Акад. Ю.В.Рождественский в “Теории риторики” (1999) определяет: “Система жанров художественной литературы делится по формам на стиховую речь,(…) верлибр, нестиховую речь… Как видно, в центре системы жанров лежит верлибр, относительно которого определяется стих и проза” (стр. 431). В верлибре и стихах музыка речи ведет смысл, в верлибре и прозе смысловые качества ведут музыкальные, в стиховой и нестиховой речи обязателен вымысел (автор развлекает читателя), что не обязательно в верлибре (“Отче наш” не призван развлекать, верлибр Бурича “точен”). Так различаются между собою три жанра (или вида) художественной речи, дополняя друг друга. Все разговоры об устаревании рифмы или ее реанимации в этой проблеме абсолютно неуместны. Скорее можно говорить о кризисе вообще словаря поэзии. А поэтику излагать, исходя из верлибра.
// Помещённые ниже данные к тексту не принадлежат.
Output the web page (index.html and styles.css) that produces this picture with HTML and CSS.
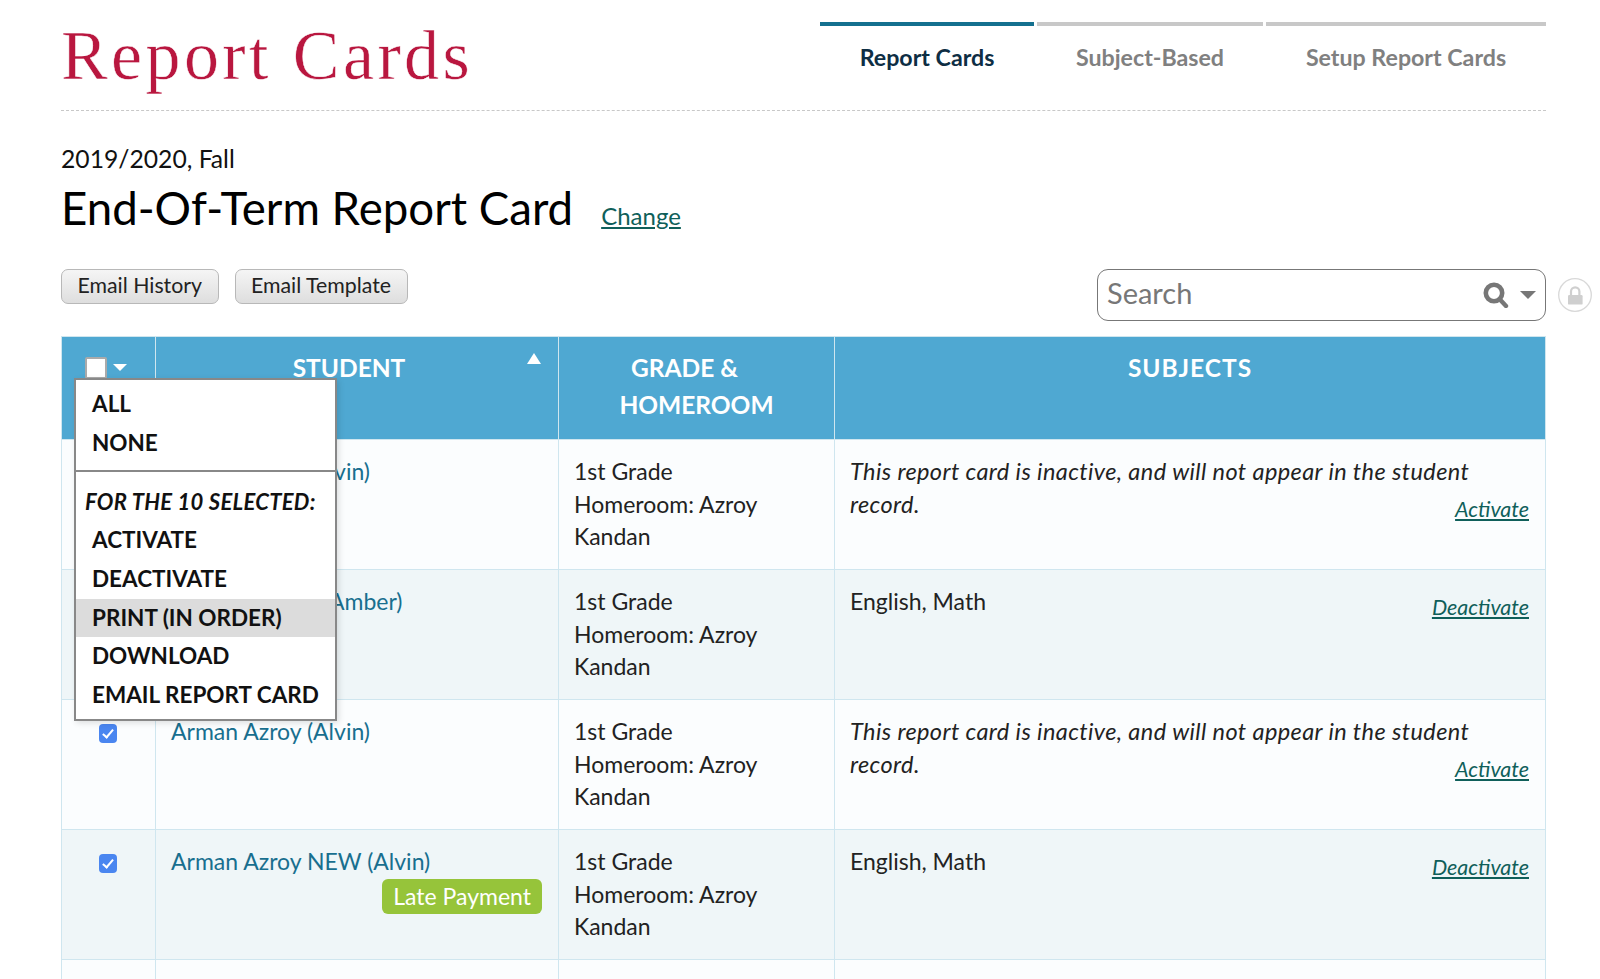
FILE: index.html
```html
<!DOCTYPE html>
<html lang="en">
<head>
    <meta charset="UTF-8">
    <meta name="viewport" content="width=device-width, initial-scale=1.0">
    <title>Report Cards</title>
    <link rel="stylesheet" href="styles.css">
</head>
<body>
<div class="page">
    <header class="page-header">
        <div class="page-title">Report Cards</div>
        <nav class="tabs">
            <a class="tab tab-first active" href="#">Report Cards</a>
            <a class="tab tab-second" href="#">Subject-Based</a>
            <a class="tab tab-third" href="#">Setup Report Cards</a>
        </nav>
    </header>

    <div class="term">2019/2020, Fall</div>
    <div class="card-name">
        <h1>End-Of-Term Report Card</h1>
        <a class="change" href="#">Change</a>
    </div>

    <div class="toolbar">
        <div class="buttons">
            <button class="btn">Email History</button>
            <button class="btn">Email Template</button>
        </div>
        <div class="search">
            <input type="text" placeholder="Search">
            <svg class="search-icon" width="26" height="26" viewBox="0 0 26 26">
                <circle cx="11" cy="11" r="8.2" fill="none" stroke="#777" stroke-width="4.6"/>
                <path d="M16.5 17 L23 24" stroke="#777" stroke-width="4.4" stroke-linecap="round"/>
            </svg>
            <span class="search-arrow"></span>
            <span class="lock">
                <svg width="34" height="34" viewBox="0 0 34 34">
                    <circle cx="17" cy="17" r="16.3" fill="#fff" stroke="#d8d8d8" stroke-width="1.3"/>
                    <path d="M13 17 V13.5 a4.2 4.2 0 0 1 8.4 0 V17" fill="none" stroke="#cfcfcf" stroke-width="2.2"/>
                    <rect x="10" y="17" width="14.6" height="9.6" rx="1.2" fill="#cfcfcf"/>
                </svg>
            </span>
        </div>
    </div>

    <div class="table-wrap">
        <table class="report-table">
            <thead>
                <tr>
                    <th class="col-check">
                        <span class="head-check"></span>
                        <span class="head-arrow"></span>
                    </th>
                    <th class="col-student">STUDENT<span class="sort-up"></span></th>
                    <th class="col-grade"><span class="grade-line">GRADE &amp;</span><br>HOMEROOM</th>
                    <th class="col-subjects">SUBJECTS</th>
                </tr>
            </thead>
            <tbody>
                <tr>
                    <td class="cell-check"><input type="checkbox" class="row-check" checked></td>
                    <td><a class="student" href="#">Arman Azroy (Alvin)</a></td>
                    <td>1st Grade<br>Homeroom: Azroy Kandan</td>
                    <td>
                        <div class="inactive">This report card is inactive, and will not appear in the student record.</div>
                        <a class="status-link" href="#">Activate</a>
                    </td>
                </tr>
                <tr>
                    <td class="cell-check"><input type="checkbox" class="row-check" checked></td>
                    <td><a class="student" href="#">Amanda Azroy (Amber)</a></td>
                    <td>1st Grade<br>Homeroom: Azroy Kandan</td>
                    <td>
                        <div>English, Math</div>
                        <a class="status-link" href="#">Deactivate</a>
                    </td>
                </tr>
                <tr>
                    <td class="cell-check"><input type="checkbox" class="row-check" checked></td>
                    <td><a class="student" href="#">Arman Azroy (Alvin)</a></td>
                    <td>1st Grade<br>Homeroom: Azroy Kandan</td>
                    <td>
                        <div class="inactive">This report card is inactive, and will not appear in the student record.</div>
                        <a class="status-link" href="#">Activate</a>
                    </td>
                </tr>
                <tr>
                    <td class="cell-check"><input type="checkbox" class="row-check" checked></td>
                    <td>
                        <a class="student" href="#">Arman Azroy NEW (Alvin)</a>
                        <div class="badge-row"><span class="badge">Late Payment</span></div>
                    </td>
                    <td>1st Grade<br>Homeroom: Azroy Kandan</td>
                    <td>
                        <div>English, Math</div>
                        <a class="status-link" href="#">Deactivate</a>
                    </td>
                </tr>
                <tr class="row-empty">
                    <td class="cell-check"></td>
                    <td></td>
                    <td></td>
                    <td></td>
                </tr>
            </tbody>
        </table>

        <div class="select-menu">
            <div class="menu-group">
                <a class="menu-item" href="#">ALL</a>
                <a class="menu-item" href="#">NONE</a>
            </div>
            <div class="menu-group menu-group-actions">
                <div class="menu-label">FOR THE 10 SELECTED:</div>
                <a class="menu-item" href="#">ACTIVATE</a>
                <a class="menu-item" href="#">DEACTIVATE</a>
                <a class="menu-item hover" href="#">PRINT (IN ORDER)</a>
                <a class="menu-item" href="#">DOWNLOAD</a>
                <a class="menu-item" href="#">EMAIL REPORT CARD</a>
            </div>
        </div>
    </div>
</div>
</body>
</html>
```

FILE: styles.css
```css
html, body {
    margin: 0;
    padding: 0;
    height: 979px;
    overflow: hidden;
    background: #fff;
}
body {
    font-family: "Lato", "Noto Sans", sans-serif;
    font-size: 23px;
    color: #222;
}
a {
    color: #186f8f;
    text-decoration: none;
}
.page {
    width: 1485px;
    margin-left: 61px;
}

/* header */
.page-header {
    display: flex;
    justify-content: space-between;
    height: 110px;
    border-bottom: 1px dashed #c8c8c8;
}
.page-title {
    font-family: "Liberation Serif", serif;
    font-size: 70px;
    line-height: 70px;
    margin-top: 21px;
    letter-spacing: 3.4px;
    color: #b9173f;
    -webkit-text-stroke: 0.5px #fff;
}
.tabs {
    display: flex;
    gap: 3px;
    margin-top: 22px;
}
.tab {
    height: 68px;
    border-top: 4px solid #c8c8c8;
    box-sizing: border-box;
    text-align: center;
    line-height: 62px;
    font-size: 23.2px;
    font-weight: 700;
    color: #808080;
}
.tab-first { width: 214px; }
.tab-second { width: 226px; }
.tab-third { width: 280px; }
.tab.active {
    border-top-color: #14708f;
    color: #0e2e44;
}

/* title block */
.term {
    margin-top: 33px;
    font-size: 24.7px;
    line-height: 30px;
    color: #111;
}
.card-name {
    display: flex;
    align-items: baseline;
    gap: 28px;
    margin-top: 6px;
}
.card-name h1 {
    margin: 0;
    font-size: 45.6px;
    line-height: 56px;
    font-weight: 400;
    color: #000;
}
.change {
    font-size: 24px;
    color: #0f5f5a;
    text-decoration: underline;
}

/* toolbar */
.toolbar {
    display: flex;
    justify-content: space-between;
    align-items: flex-start;
    margin-top: 33px;
    height: 67px;
}
.buttons {
    display: flex;
    gap: 16px;
}
.btn {
    height: 35px;
    padding: 0 15.5px 3px;
    font-family: inherit;
    font-size: 21.3px;
    color: #222;
    background: linear-gradient(#f5f5f5, #dedede);
    border: 1px solid #b8b8b8;
    border-radius: 7px;
}
.search {
    position: relative;
    width: 449px;
    height: 52px;
    box-sizing: border-box;
    border: 1.5px solid #777;
    border-radius: 11px;
}
.search input {
    width: 370px;
    height: 100%;
    padding: 0 0 5px 9px;
    box-sizing: border-box;
    border: none;
    outline: none;
    background: none;
    font-family: inherit;
    font-size: 29px;
}
.search input::placeholder {
    color: #777;
}
.search-icon {
    position: absolute;
    top: 12px;
    right: 36px;
}
.search-arrow {
    position: absolute;
    top: 21px;
    right: 9px;
    border-left: 8px solid transparent;
    border-right: 8px solid transparent;
    border-top: 8px solid #777;
}
.lock {
    position: absolute;
    top: 8px;
    left: 460px;
    width: 34px;
    height: 34px;
}

/* table */
.table-wrap {
    position: relative;
}
.report-table {
    width: 1485px;
    table-layout: fixed;
    border-collapse: collapse;
    border: 1px solid #cfe6ef;
}
.col-check { width: 94px; }
.col-student { width: 403px; }
.col-grade { width: 276px; }
.report-table th {
    position: relative;
    height: 103px;
    padding: 12px 16px 0;
    box-sizing: border-box;
    vertical-align: top;
    background: #4fa8d2;
    color: #fff;
    font-size: 24.5px;
    line-height: 37px;
    font-weight: 700;
    text-align: center;
    border-left: 1px solid #cfe6ef;
}
.report-table th.col-student {
    padding-right: 32px;
}
.report-table th.col-subjects {
    letter-spacing: 1px;
}
.grade-line {
    margin-right: 24px;
}
.report-table td {
    height: 130px;
    padding: 15px 16px 16px 15px;
    box-sizing: border-box;
    vertical-align: top;
    line-height: 32.5px;
    border: 1px solid #cfe6ef;
}
.report-table tbody tr:nth-child(odd) td { background: #fbfdfe; }
.report-table tbody tr:nth-child(even) td { background: #eff6f8; }
.head-check {
    position: absolute;
    top: 20px;
    left: 23px;
    width: 22px;
    height: 22px;
    box-sizing: border-box;
    background: #fff;
    border: 2px solid #aaa;
    border-radius: 2px;
}
.head-arrow {
    position: absolute;
    top: 27px;
    left: 51px;
    border-left: 7px solid transparent;
    border-right: 7px solid transparent;
    border-top: 7px solid #fff;
}
.sort-up {
    position: absolute;
    top: 16px;
    right: 17px;
    border-left: 7px solid transparent;
    border-right: 7px solid transparent;
    border-bottom: 11px solid #fff;
}
.cell-check {
    text-align: center;
}
.row-check {
    appearance: none;
    position: relative;
    width: 18px;
    height: 19px;
    margin: 9px 0 0;
    background: #4a86f0;
    border-radius: 4px;
}
.row-check::after {
    content: "";
    position: absolute;
    left: 6px;
    top: 3px;
    width: 4px;
    height: 9px;
    border-right: 2px solid #fff;
    border-bottom: 2px solid #fff;
    transform: rotate(40deg);
}
.inactive {
    font-style: italic;
    font-size: 23.5px;
    letter-spacing: 0.4px;
}
.status-link {
    display: block;
    margin-top: -27px;
    text-align: right;
    font-size: 21.5px;
    font-style: italic;
    color: #0f5f5a;
    text-decoration: underline;
}
.badge-row {
    text-align: right;
    margin-top: 1px;
}
.badge {
    display: inline-block;
    height: 35px;
    padding: 0 11px;
    line-height: 34px;
    background: #96c43a;
    color: #fff;
    border-radius: 6px;
}

/* select menu, sits over the table */
.select-menu {
    position: absolute;
    top: 42px;
    left: 13px;
    width: 263px;
    box-sizing: border-box;
    background: #fff;
    border: 2px solid #888;
    box-shadow: 2px 2px 6px rgba(0, 0, 0, 0.12);
}
.menu-group {
    padding: 5px 0 8px;
}
.menu-group-actions {
    border-top: 2px solid #888;
    padding: 11px 0 4px;
}
.menu-item {
    display: block;
    height: 38.7px;
    line-height: 38.7px;
    padding-left: 16px;
    font-size: 22.5px;
    font-weight: 700;
    color: #111;
}
.menu-item.hover {
    background: #dcdcdc;
}
.menu-label {
    padding-left: 9px;
    height: 38px;
    line-height: 38px;
    font-size: 22px;
    letter-spacing: 0.3px;
    font-weight: 700;
    font-style: italic;
    color: #111;
}
```
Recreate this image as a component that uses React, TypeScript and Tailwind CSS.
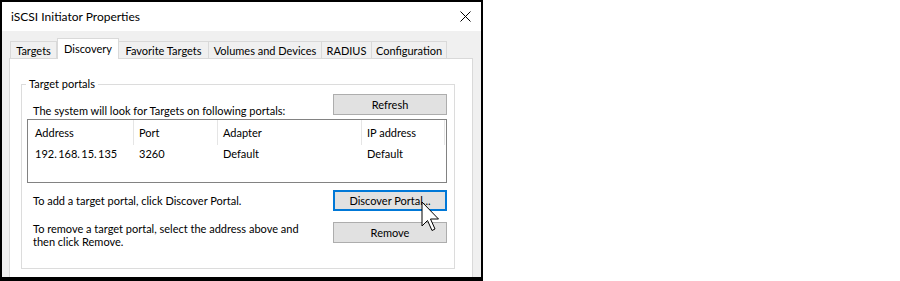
import React from "react";

const tabs = [
  { label: "Targets", w: "w-[47px]" },
  { label: "Discovery", w: "w-[62px]", active: true },
  { label: "Favorite Targets", w: "w-[90px]" },
  { label: "Volumes and Devices", w: "w-[113px]" },
  { label: "RADIUS", w: "w-[50px]" },
  { label: "Configuration", w: "w-[75px]" },
];

function Btn({ children, focused }: { children: React.ReactNode; focused?: boolean }) {
  return (
    <div
      className={
        "w-[114px] h-[21px] flex items-center justify-center bg-[#e1e1e1] shrink-0 " +
        (focused ? "border-2 border-[#0078d7]" : "border border-[#adadad]")
      }
    >
      {children}
    </div>
  );
}

export default function App() {
  return (
    <div className="relative w-[900px] h-[281px] bg-white text-[11px] leading-[16px] text-black font-['Lato',sans-serif] whitespace-nowrap overflow-hidden">
      <div className="w-[483px] h-[281px] border-l-2 border-r-2 border-t-2 border-b-4 border-black flex flex-col overflow-hidden">
        {/* title bar */}
        <div className="h-[29px] bg-white flex items-center justify-between pl-[9px] pr-[10px] shrink-0">
          <span className="text-[12px]">iSCSI Initiator Properties</span>
          <svg width="11" height="11" viewBox="0 0 11 11">
            <path d="M0.5 0.5 L10.5 10.5 M10.5 0.5 L0.5 10.5" stroke="#000" strokeWidth="1" fill="none" />
          </svg>
        </div>
        {/* body */}
        <div className="flex-1 bg-[#f0f0f0] pt-[7px] flex flex-col">
          <div className="relative z-10 -mb-px flex items-end ml-[8px] h-[21px]">
            {tabs.map((t) =>
              t.active ? (
                <div
                  key={t.label}
                  className={t.w + " h-[21px] bg-white border border-b-0 border-[#d9d9d9] flex justify-center pt-[2px]"}
                >
                  {t.label}
                </div>
              ) : (
                <div
                  key={t.label}
                  className={t.w + " h-[18px] bg-[#f0f0f0] border border-l-0 first:border-l border-[#d9d9d9] flex justify-center pt-[1px]"}
                >
                  {t.label}
                </div>
              )
            )}
          </div>
          <div className="flex-1 bg-white border border-b-0 border-[#d9d9d9] ml-[7px] mr-[8px]">
            <div className="relative mt-[25px] ml-[11px] w-[434px] h-[185px] border border-[#dcdcdc] flex flex-col">
              <span className="absolute top-[-9px] left-[4px] px-[3px] bg-white">Target portals</span>
              <div className="mt-[9px] flex items-end justify-between pl-[11px] pr-[7px]">
                <span className="mb-[-4px]">The system will look for Targets on following portals:</span>
                <Btn>Refresh</Btn>
              </div>
              <div className="mt-[4px] ml-[5px] mr-[7px] h-[64px] border border-[#828282] flex flex-col">
                <div className="flex h-[25px]">
                  <div className="w-[106px] border-r border-[#e5e5e5] pl-[7px] flex items-center">Address</div>
                  <div className="w-[84px] border-r border-[#e5e5e5] pl-[5px] flex items-center">Port</div>
                  <div className="w-[144px] border-r border-[#e5e5e5] pl-[5px] flex items-center">Adapter</div>
                  <div className="w-[83px] border-r border-[#e5e5e5] pl-[5px] flex items-center">IP address</div>
                </div>
                <div className="flex h-[17px] items-center">
                  <div className="w-[106px] pl-[7px]">192.{"\u2009"}168.{"\u2009"}15.{"\u2009"}135</div>
                  <div className="w-[84px] pl-[5px]">3260</div>
                  <div className="w-[144px] pl-[5px]">Default</div>
                  <div className="w-[83px] pl-[5px]">Default</div>
                </div>
              </div>
              <div className="mt-[7px] flex items-center justify-between pl-[11px] pr-[7px]">
                <span>To add a target portal, click Discover Portal.</span>
                <Btn focused>Discover Portal...</Btn>
              </div>
              <div className="mt-[11px] flex items-start justify-between pl-[11px] pr-[7px]">
                <div className="leading-[13px] flex flex-col">
                  <span>To remove a target portal, select the address above and</span>
                  <span>then click Remove.</span>
                </div>
                <Btn>Remove</Btn>
              </div>
            </div>
          </div>
        </div>
      </div>
      {/* mouse cursor */}
      <svg className="absolute left-[421px] top-[201px]" width="20" height="31" viewBox="0 0 20 31">
        <path
          d="M1 1 L1 25 L6.5 19.5 L11 29.5 L14 28 L9.5 18 L17.5 18 Z"
          fill="#fff"
          stroke="#000"
          strokeWidth="1"
          strokeLinejoin="miter"
        />
      </svg>
    </div>
  );
}
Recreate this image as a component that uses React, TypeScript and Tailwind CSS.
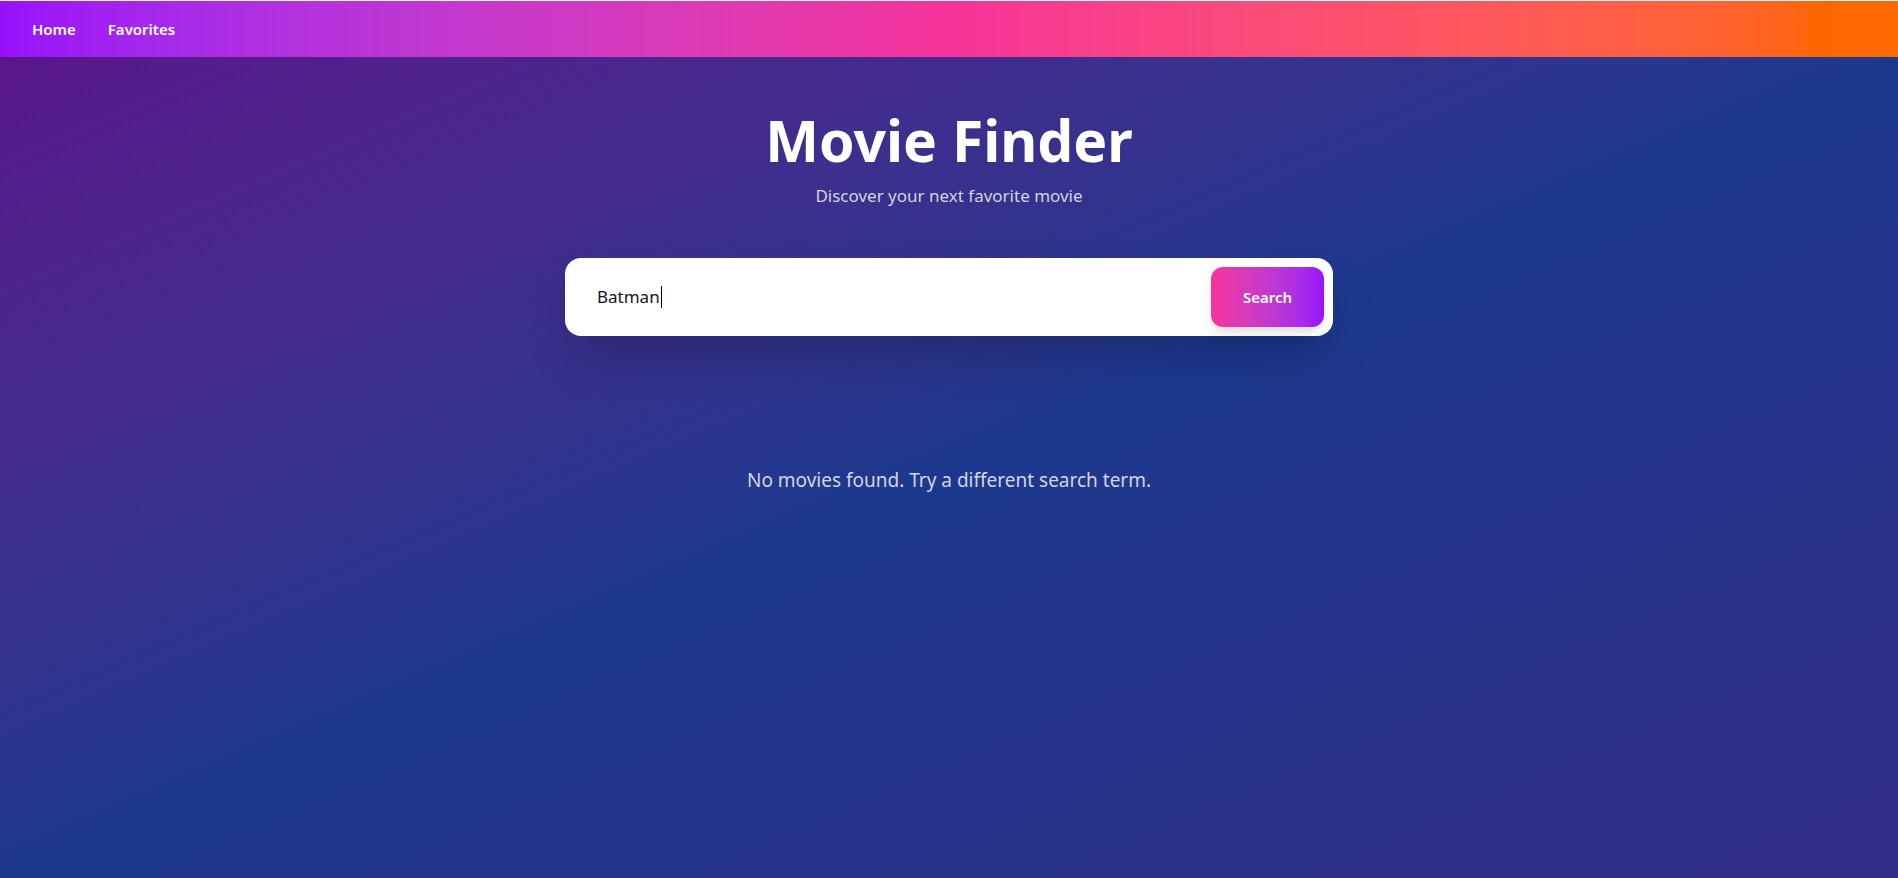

И еще об однобоком взоре на наш родной язык и его историю: “Язык сопротивляется тому, что ему не свойственно, как русский язык с его обширной многовековой традицией фольклорного рифмованного стиха сопротивляется верлибру, несмотря на судорожные усилия его сторонников (например, В.Куприянова) в современной поэзии” (Б.П.Гончаров, “Стихотворная речь”, ИМЛИ, 1999, стр.189). Но устное народное творчество ведь не только рифмованное, и верлибр во всех языках, восходит как к этим, свободным от рифмы формам, так и к письменным “канонам”. Смею утверждать, что в непонимании литературного верлибра и соседствующего с ним “делового верлибра” — одна из причин нынешнего не всегда удачного законотворчества: не прояснена традиция “юридического верлибра”. Не всегда умеем определить “затвор”, если нужна новая мыслительная формула. И если я прилагал когда-то и где-то “судорожные усилия”, то только к продолжению и “выпрямлению” традиции, а не к попытке существования на каком-то “фоне”.